The lesson: interpolation search is not just an algorithm — it is a point in a design space. Knowing the space and where interpolation lives in it lets you choose the right tool.


Summary of Bounds

Quantity Value Conditions
Average-case probes (uniform iid) Θ(log log n) Continuous uniform data and query
Worst-case probes (adversarial) Θ(n) Pathological distributions, no fallback
Worst-case probes (hybrid w/ K-probe cap) Θ(K + log n) = Θ(log n) Any distribution
Value-aware lower bound (uniform) Ω(log log n) Matches achievable
Comparison-only lower bound (general) Ω(log n) Binary search achieves
Iterative space O(1)
Recursive space O(log log n) average, O(n) worst
Multiplications per probe 1
Divisions per probe 1 The dominant CPU cost

These bounds are tight in the value-aware model.
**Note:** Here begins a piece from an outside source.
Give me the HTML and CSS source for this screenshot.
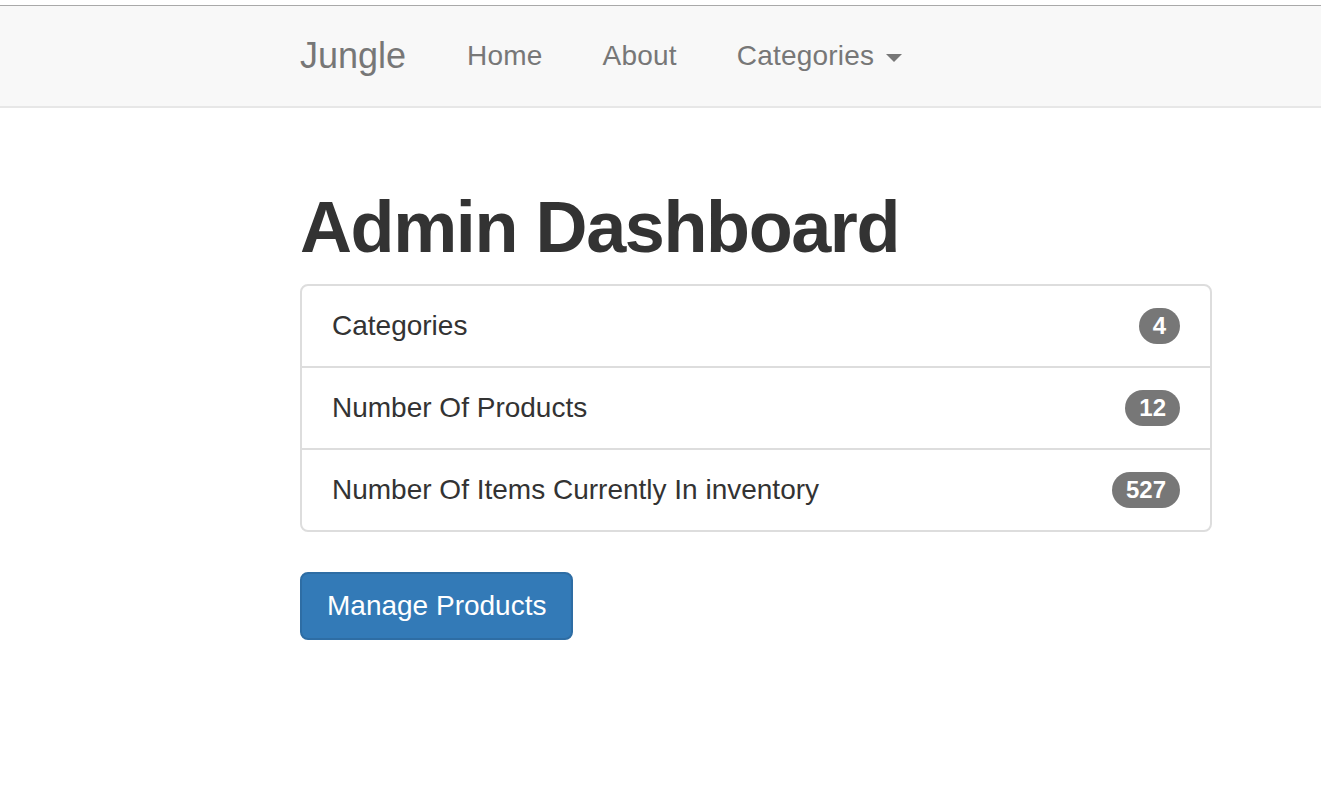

To go strictly faster on uniform data, you need preprocessing (learned indexes), hash functions (O(1) but no order), or batch queries (fractional cascading).


Further Reading

  • Peterson, "Addressing for Random-Access Storage" (IBM Journal, 1957) — the seminal paper introducing the idea.
  • Perl, Itai, Avni, "Interpolation Search — A Log Log N Search" (CACM, 1978) — the average-case proof.
  • Yao & Yao, "The Complexity of Searching an Ordered Random Table" (FOCS, 1976) — matching lower bound on uniform inputs.
  • Mehlhorn, Data Structures and Algorithms 1: Sorting and Searching (1984), §6.2 — comprehensive analysis including non-uniform cases.
  • Mehlhorn & Tsakalidis, "Dynamic Interpolation Search" (1993) — supports inserts while maintaining O(log log n).
  • Kraska et al., "The Case for Learned Index Structures" (SIGMOD 2018) — generalization to trained models.
  • Ferragina & Vinciguerra, "The PGM-index" (VLDB 2020) — piecewise-linear learned index with provable bounds.
  • Knuth TAOCP v3, §6.2.1, exercises 22–24 — original analytical treatment.